Jim and his parents would benefit of Occupational therapists (OTs) as well. An occupational therapist can have many different roles. They will help Jim and his parents (when he moves out of his parents house) to adapt to the new environment and to cope with their daily life .OTs may work in hospitals or in the community. They supervise and assess a person's ability to look after themselves, e.g. self-care, cooking and housework, I would like point out that Jim does not know how to cook, clean or do his laundry. . OTs work with both individuals and groups. They can set goals for individuals with depression to encourage them to achieve more than they have been able to do while ill. They might get patients involved in specific job-related training schemes to improve their decision making and planning about the future. Group work is often aimed at increasing people's social interactions. OTs may use many different types of therapy on an individual or group basis, including cognitive behavioural therapy and art and music therapy.

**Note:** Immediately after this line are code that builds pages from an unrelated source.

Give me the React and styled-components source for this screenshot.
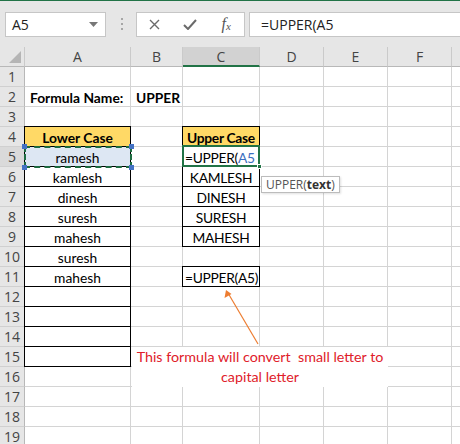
import React from 'react';
import styled, { createGlobalStyle, css } from 'styled-components';

const GlobalStyle = createGlobalStyle`
  html, body { margin: 0; padding: 0; background: #fff; }
  body { width: 460px; height: 444px; overflow: hidden; font-family: 'Open Sans', sans-serif; }
  * { box-sizing: border-box; }
`;

const Window = styled.div`
  width: 460px;
  height: 444px;
  overflow: hidden;
  background: #fff;
`;

const FormulaBar = styled.div`
  height: 47px;
  border-top: 1px solid #217346;
  background: #e6e6e6;
  display: flex;
  align-items: center;
  padding-left: 5px;
`;

const NameBox = styled.div`
  width: 101px;
  height: 25px;
  background: #fff;
  border: 1px solid #c6c6c6;
  display: flex;
  align-items: center;
  justify-content: space-between;
  padding: 0 7px 0 6px;
  font: 14px 'Open Sans', sans-serif;
  color: #222;
`;

const Dots = styled.div`
  display: flex;
  flex-direction: column;
  gap: 3px;
  margin: 0 13px 0 15px;
  span { width: 2px; height: 2px; background: #a6a6a6; }
`;

const IconGroup = styled.div`
  width: 109px;
  height: 25px;
  background: #fff;
  border: 1px solid #c6c6c6;
  display: grid;
  grid-template-columns: repeat(3, 1fr);
  align-items: center;
  justify-items: center;
  color: #6a6a6a;
`;

const Fx = styled.span`
  font: italic 16px 'Liberation Serif', serif;
  color: #555;
  sub { font-size: 11px; vertical-align: -1px; }
`;

const FormulaInput = styled.div`
  flex: 1;
  height: 25px;
  margin-left: 4px;
  background: #fff;
  border: 1px solid #c6c6c6;
  border-right: none;
  padding-left: 11px;
  font: 14px 'Open Sans', sans-serif;
  line-height: 23px;
  color: #222;
`;

const Sheet = styled.div`
  display: grid;
  grid-template-columns: 25px 106px 52px 77px 64px 64px 64px 1fr;
  grid-auto-rows: 20px;
`;

const HeadCell = styled.div`
  position: relative;
  background: ${p => (p.$active ? '#d2d2d2' : '#e6e6e6')};
  border-right: 1px solid #cacaca;
  border-bottom: ${p => (p.$active ? '2px solid #217346' : '1px solid #b8b8b8')};
  font: 14px 'Open Sans', sans-serif;
  color: #444;
  text-align: center;
  line-height: 19px;
`;

const Corner = styled(HeadCell)`
  display: flex;
  align-items: flex-end;
  justify-content: flex-end;
  padding: 0 3px 3px 0;
`;

const RowHead = styled.div`
  background: ${p => (p.$active ? '#dadada' : '#e6e6e6')};
  border-right: 1px solid #b8b8b8;
  border-bottom: 1px solid #d0d0d0;
  font: 14px 'Open Sans', sans-serif;
  color: #444;
  text-align: center;
  line-height: 20px;
`;

const Cell = styled.div`
  position: relative;
  border-right: 1px solid #d4d4d4;
  border-bottom: 1px solid #d4d4d4;
  background: ${p => p.$fill || '#fff'};
  font: ${p => (p.$bold ? 700 : 400)} 13.8px Lato, 'Open Sans', sans-serif;
  letter-spacing: ${p => (p.$caps ? '-0.3px' : '0')};
  color: #000;
  text-align: ${p => p.$align || 'left'};
  padding: 0 ${p => (p.$caps ? '2px' : '5px')};
  line-height: 21px;
  white-space: nowrap;
  ${p => p.$boxed && css`
    &::after {
      content: '';
      position: absolute;
      inset: -1px;
      border: 1px solid #000;
      pointer-events: none;
    }
  `}
`;

const RefFrame = styled.div`
  position: absolute;
  inset: -1px -2px -2px -1px;
  border: 2px dashed #1d6b41;
  z-index: 2;
  pointer-events: none;
`;

const Handle = styled.span`
  position: absolute;
  width: 5px;
  height: 5px;
  background: ${p => p.$color || '#4472c4'};
  border: ${p => (p.$ring ? '1px solid #fff' : 'none')};
  ${p => (p.$top ? 'top: -4px;' : 'bottom: -4px;')}
  ${p => (p.$left ? 'left: -4px;' : 'right: -4px;')}
`;

const EditFrame = styled.div`
  position: absolute;
  inset: -2px -1px -1px -1px;
  border: 2px solid #217346;
  z-index: 2;
  pointer-events: none;
`;

const RefText = styled.span`
  color: #3b6fc0;
`;

const Tip = styled.div`
  position: absolute;
  left: 78px;
  top: 9px;
  z-index: 3;
  height: 17px;
  padding: 0 4px;
  background: #fff;
  border: 1px solid #bcbcbc;
  box-shadow: 1px 1px 2px rgba(0, 0, 0, 0.12);
  font: 12px 'Open Sans', sans-serif;
  letter-spacing: 0;
  line-height: 15px;
  color: #555;
  b { color: #333; }
`;

const Note = styled.div`
  position: absolute;
  left: 1px;
  top: 0;
  z-index: 3;
  width: 256px;
  height: 40px;
  background: #fff;
  font: 14.3px Lato, 'Open Sans', sans-serif;
  line-height: 20px;
  color: #e0202a;
  text-align: center;
  white-space: pre;
`;

const ArrowLayer = styled.svg`
  position: absolute;
  left: 0;
  top: 0;
  z-index: 3;
  overflow: visible;
`;

const columns = ['A', 'B', 'C', 'D', 'E', 'F', ''];
const yellow = '#ffd966';

const rows = [
  {},
  { A: { text: 'Formula Name:', bold: true }, B: { text: 'UPPER', bold: true } },
  {},
  {
    A: { text: 'Lower Case', bold: true, align: 'center', fill: yellow, boxed: true },
    C: { text: 'Upper Case', bold: true, align: 'center', fill: yellow, boxed: true, caps: true },
  },
  { A: { text: 'ramesh', align: 'center', boxed: true, fill: '#dde7f3', ref: true }, C: { edit: true, boxed: true, caps: true } },
  { A: { text: 'kamlesh', align: 'center', boxed: true }, C: { text: 'KAMLESH', align: 'center', boxed: true, tip: true, caps: true } },
  { A: { text: 'dinesh', align: 'center', boxed: true }, C: { text: 'DINESH', align: 'center', boxed: true, caps: true } },
  { A: { text: 'suresh', align: 'center', boxed: true }, C: { text: 'SURESH', align: 'center', boxed: true, caps: true } },
  { A: { text: 'mahesh', align: 'center', boxed: true }, C: { text: 'MAHESH', align: 'center', boxed: true, caps: true } },
  { A: { text: 'suresh', align: 'center', boxed: true } },
  { A: { text: 'mahesh', align: 'center', boxed: true }, C: { text: '=UPPER(A5)', boxed: true, caps: true } },
  { A: { boxed: true }, C: { arrow: true } },
  { A: { boxed: true } },
  { A: { boxed: true } },
  { A: { boxed: true }, B: { note: true } },
  {},
  {},
  {},
  {},
];

function CellContent({ data }) {
  if (data.edit) {
    return (
      <>
        =UPPER(<RefText>A5</RefText>
        <EditFrame>
          <Handle $color="#217346" $ring style={{ right: -4, bottom: -4 }} />
        </EditFrame>
      </>
    );
  }
  return (
    <>
      {data.text}
      {data.ref && (
        <RefFrame>
          <Handle $top $left />
          <Handle $top />
          <Handle $left />
          <Handle />
        </RefFrame>
      )}
      {data.tip && (
        <Tip>
          UPPER(<b>text</b>)
        </Tip>
      )}
      {data.note && <Note>{'This formula will convert  small letter to\ncapital letter'}</Note>}
      {data.arrow && (
        <ArrowLayer width="80" height="60" viewBox="0 0 80 60">
          <line x1="75" y1="57" x2="45" y2="6" stroke="#ed7d31" strokeWidth="1.2" />
          <polygon points="43,3 41.5,11 48.5,7" fill="#ed7d31" />
        </ArrowLayer>
      )}
    </>
  );
}

export default function App() {
  return (
    <Window>
      <GlobalStyle />
      <FormulaBar>
        <NameBox>
          A5
          <svg width="9" height="5" viewBox="0 0 9 5">
            <polygon points="0,0 9,0 4.5,5" fill="#777" />
          </svg>
        </NameBox>
        <Dots>
          <span />
          <span />
          <span />
        </Dots>
        <IconGroup>
          <svg width="11" height="11" viewBox="0 0 11 11">
            <path d="M1 1 L10 10 M10 1 L1 10" stroke="#6a6a6a" strokeWidth="1.4" />
          </svg>
          <svg width="14" height="11" viewBox="0 0 14 11">
            <path d="M1 6 L5 10 L13 1" stroke="#6a6a6a" strokeWidth="2" fill="none" />
          </svg>
          <Fx>
            f<sub>x</sub>
          </Fx>
        </IconGroup>
        <FormulaInput>=UPPER(A5</FormulaInput>
      </FormulaBar>

      <Sheet>
        <Corner>
          <svg width="12" height="12" viewBox="0 0 12 12">
            <polygon points="12,0 12,12 0,12" fill="#b5b5b5" />
          </svg>
        </Corner>
        {columns.map((c, i) => (
          <HeadCell key={i} $active={c === 'C'}>
            {c}
          </HeadCell>
        ))}
        {rows.map((row, r) => (
          <React.Fragment key={r}>
            <RowHead $active={r === 4}>{r + 1}</RowHead>
            {columns.map((c, i) => {
              const data = row[c] || {};
              return (
                <Cell
                  key={i}
                  $bold={data.bold}
                  $align={data.align}
                  $fill={data.fill}
                  $boxed={data.boxed}
                  $caps={data.caps}
                >
                  <CellContent data={data} />
                </Cell>
              );
            })}
          </React.Fragment>
        ))}
      </Sheet>
    </Window>
  );
}
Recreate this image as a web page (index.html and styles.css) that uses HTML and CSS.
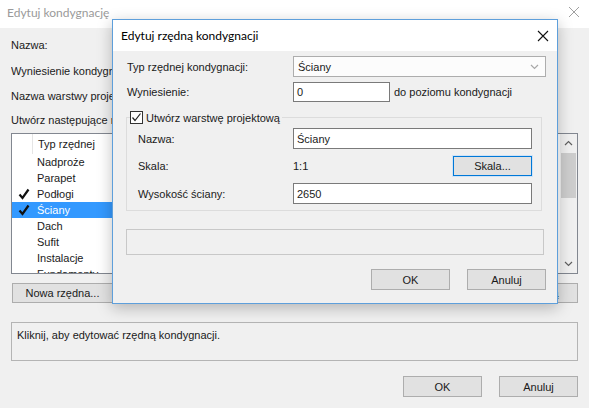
FILE: index.html
```html
<!DOCTYPE html>
<html lang="pl">
<head>
<meta charset="utf-8">
<title>Edytuj kondygnację</title>
<link rel="stylesheet" href="styles.css">
</head>
<body>
<div class="win">
  <div class="titlebar">
    <span class="wtitle">Edytuj kondygnację</span>
    <svg class="wclose" width="12" height="12" viewBox="0 0 12 12"><path d="M1 1L11 11M11 1L1 11" stroke="#a0a0a0" stroke-width="1" fill="none"/></svg>
  </div>
  <div class="content">
    <div class="frow r1"><span class="flabel">Nazwa:</span></div>
    <div class="frow r2"><span class="flabel">Wyniesienie kondygnacji:</span></div>
    <div class="frow r3"><span class="flabel">Nazwa warstwy projektowej:</span></div>
    <div class="frow r4"><span class="flabel">Utwórz następujące rzędne:</span></div>
    <div class="listbox">
      <div class="list">
        <div class="lhead"><span class="ccell"></span><span class="hcol">Typ rzędnej</span></div>
        <div class="item"><span class="ccell"></span><span class="itxt">Nadproże</span></div>
        <div class="item"><span class="ccell"></span><span class="itxt">Parapet</span></div>
        <div class="item"><span class="ccell"><svg width="12" height="12" viewBox="0 0 12 12"><path d="M1.5 6.5L4.5 10L10.5 1.5" stroke="#111" stroke-width="2.2" fill="none"/></svg></span><span class="itxt">Podłogi</span></div>
        <div class="item sel"><span class="ccell"><svg width="12" height="12" viewBox="0 0 12 12"><path d="M1.5 6.5L4.5 10L10.5 1.5" stroke="#111" stroke-width="2.2" fill="none"/></svg></span><span class="itxt">Ściany</span></div>
        <div class="item"><span class="ccell"></span><span class="itxt">Dach</span></div>
        <div class="item"><span class="ccell"></span><span class="itxt">Sufit</span></div>
        <div class="item"><span class="ccell"></span><span class="itxt">Instalacje</span></div>
        <div class="item"><span class="ccell"></span><span class="itxt">Fundamenty</span></div>
      </div>
      <div class="vscroll">
        <svg class="sarrow" width="9" height="6" viewBox="0 0 9 6"><path d="M1 5L4.5 1.5L8 5" stroke="#606060" stroke-width="1.2" fill="none"/></svg>
        <div class="track"><div class="thumb"></div></div>
        <svg class="sarrow" width="9" height="6" viewBox="0 0 9 6"><path d="M1 1L4.5 4.5L8 1" stroke="#606060" stroke-width="1.2" fill="none"/></svg>
      </div>
    </div>
    <div class="btnrow">
      <button class="btn wide">Nowa rzędna...</button>
      <button class="btn wide">Usuń rzędną</button>
    </div>
    <div class="desc">Kliknij, aby edytować rzędną kondygnacji.</div>
    <div class="footer">
      <button class="btn">OK</button>
      <button class="btn">Anuluj</button>
    </div>
  </div>

  <div class="dialog">
    <div class="dtitlebar">
      <span class="dtitle">Edytuj rzędną kondygnacji</span>
      <svg class="dclose" width="12" height="12" viewBox="0 0 12 12"><path d="M1 1L11 11M11 1L1 11" stroke="#111" stroke-width="1.1" fill="none"/></svg>
    </div>
    <div class="dbody">
      <div class="drow first">
        <span class="dlabel">Typ rzędnej kondygnacji:</span>
        <div class="combo"><span>Ściany</span><svg width="9" height="6" viewBox="0 0 9 6"><path d="M1 1L4.5 4.5L8 1" stroke="#a8a8a8" stroke-width="1.2" fill="none"/></svg></div>
      </div>
      <div class="drow second">
        <span class="dlabel">Wyniesienie:</span>
        <div class="tinput short">0</div>
        <span class="after">do poziomu kondygnacji</span>
      </div>
      <fieldset class="group">
        <legend class="glegend"><span class="cbox"><svg width="11" height="11" viewBox="0 0 11 11"><path d="M1.5 5.5L4 8.5L9.5 1.5" stroke="#222" stroke-width="1.2" fill="none"/></svg></span>Utwórz warstwę projektową</legend>
        <div class="grow">
          <span class="glabel">Nazwa:</span>
          <div class="tinput long">Ściany</div>
        </div>
        <div class="grow mid">
          <span class="glabel">Skala:</span>
          <span class="scale">1:1</span>
          <button class="btn focus">Skala...</button>
        </div>
        <div class="grow last">
          <span class="glabel">Wysokość ściany:</span>
          <div class="tinput long">2650</div>
        </div>
      </fieldset>
      <div class="status"></div>
      <div class="dfooter">
        <button class="btn">OK</button>
        <button class="btn">Anuluj</button>
      </div>
    </div>
  </div>
</div>
</body>
</html>
```
FILE: styles.css
```css
* { box-sizing: border-box; }
html, body { margin: 0; padding: 0; }
body {
  width: 589px;
  height: 408px;
  overflow: hidden;
  background: #f0f0f0;
  font-family: "Liberation Sans", Arial, sans-serif;
  font-size: 11px;
  color: #1a1a1a;
}
.win { position: relative; width: 589px; height: 408px; }

.titlebar {
  height: 28px;
  background: #fff;
  display: flex;
  align-items: center;
  justify-content: space-between;
  padding: 0 9px 4px 7px;
}
.wtitle {
  font-family: Lato, "Liberation Sans", sans-serif;
  font-size: 12px;
  color: #9a9a9a;
}

.content { padding: 4px 11px 0 11px; }
.frow { display: flex; align-items: center; }
.flabel { width: 101px; overflow: hidden; white-space: nowrap; }
.r1, .r2 { height: 26px; }
.r3, .r4 { height: 24px; }

.listbox {
  margin-top: 1px;
  width: 567px;
  height: 141px;
  border: 1px solid #828790;
  background: #fff;
  display: flex;
  overflow: hidden;
}
.list { flex: 1; overflow: hidden; }
.lhead { height: 20px; display: flex; align-items: center; }
.lhead .ccell { height: 20px; border-right: 1px solid #e5e5e5; }
.hcol { padding-left: 5px; }
.ccell { width: 21px; display: flex; align-items: center; justify-content: center; flex: none; padding-left: 2px; }
.item { height: 16px; display: flex; align-items: center; width: 101px; }
.itxt { padding-left: 4px; white-space: nowrap; }
.item.sel { background: #3399ff; color: #fff; }

.vscroll {
  width: 17px;
  flex: none;
  background: #f0f0f0;
  display: flex;
  flex-direction: column;
  align-items: center;
  padding: 6px 0 6px;
}
.track { flex: 1; width: 100%; padding: 7px 1px 0; }
.thumb { height: 45px; background: #cdcdcd; }
.sarrow { flex: none; }

.btnrow {
  margin-top: 9px;
  display: flex;
  justify-content: space-between;
  width: 567px;
}
.btn {
  height: 20px;
  width: 79px;
  padding: 0;
  border: 1px solid #adadad;
  background: #e1e1e1;
  font-family: "Liberation Sans", Arial, sans-serif;
  font-size: 11px;
  color: #1a1a1a;
}
.btn.wide { width: 101px; margin-left: 1px; }

.desc {
  margin-top: 19px;
  width: 567px;
  height: 39px;
  border: 1px solid #b4b4b4;
  padding: 6px 5px;
}
.footer {
  margin-top: 15px;
  width: 567px;
  display: flex;
  justify-content: flex-end;
  gap: 17px;
}
.footer .btn { height: 21px; }

/* dialog */
.dialog {
  position: absolute;
  left: 112px;
  top: 19px;
  width: 446px;
  height: 285px;
  border: 1px solid #5e9fdb;
  background: #f0f0f0;
  box-shadow: 0 4px 14px rgba(0, 0, 0, 0.25);
}
.dtitlebar {
  height: 31px;
  background: #fff;
  display: flex;
  align-items: center;
  justify-content: space-between;
  padding: 0 8px 0 8px;
}
.dtitle {
  font-family: Lato, "Liberation Sans", sans-serif;
  font-size: 12px;
  color: #000;
}
.dbody { padding: 5px 11px 0 14px; }
.drow { display: flex; align-items: center; }
.dlabel { width: 166px; flex: none; }
.drow.second { margin-top: 5px; }
.combo {
  width: 253px;
  height: 21px;
  border: 1px solid #adadad;
  background: #fcfcfc;
  display: flex;
  align-items: center;
  justify-content: space-between;
  padding: 0 6px 0 4px;
}
.tinput {
  height: 20px;
  border: 1px solid #7a7a7a;
  background: #fff;
  display: flex;
  align-items: center;
  padding-left: 3px;
}
.tinput.short { width: 97px; }
.tinput.long { width: 239px; height: 21px; }
.after { margin-left: 4px; }

.group {
  margin: 9px 0 0 -1px;
  width: 416px;
  border: 1px solid #dcdcdc;
  padding: 4px 9px 6px 11px;
}
.glegend {
  display: flex;
  align-items: center;
  padding: 0 2px 0 0;
  margin-left: -8px;
}
.cbox {
  width: 13px;
  height: 13px;
  border: 1px solid #333;
  background: #fff;
  display: flex;
  align-items: center;
  justify-content: center;
  margin-right: 3px;
}
.grow { display: flex; align-items: center; }
.glabel { width: 155px; flex: none; }
.grow.mid { margin-top: 7px; height: 20px; }
.grow.last { margin-top: 7px; }
.scale { flex: 1; }
.btn.focus { border-color: #0078d7; box-shadow: 0 0 0 1px #cfe3f7; }

.status {
  margin: 18px 0 0 -1px;
  width: 418px;
  height: 26px;
  border: 1px solid #c8c8c8;
}
.dfooter {
  margin-top: 14px;
  display: flex;
  justify-content: flex-end;
  gap: 17px;
}
.dfooter .btn { height: 21px; }
```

They may also be involved in providing relaxation training to patients referred to them by the mental health team or GPs.

Social workers are employed by social services rather than the health service. However, most mental health social workers are based in multidisciplinary community mental health teams.

Social workers may see patients referred to the team by GPs. They are likely to be involved if patients have social problems, such as housing, money and work. They may provide counselling and advice or more specific therapies. They may control access to some services such as day centres, respite care, residential care and other community support services, eg home helps. A social worker will also provide Jim a supported tenancy service which will help and teach him how to gain his independence and improve his quality of life.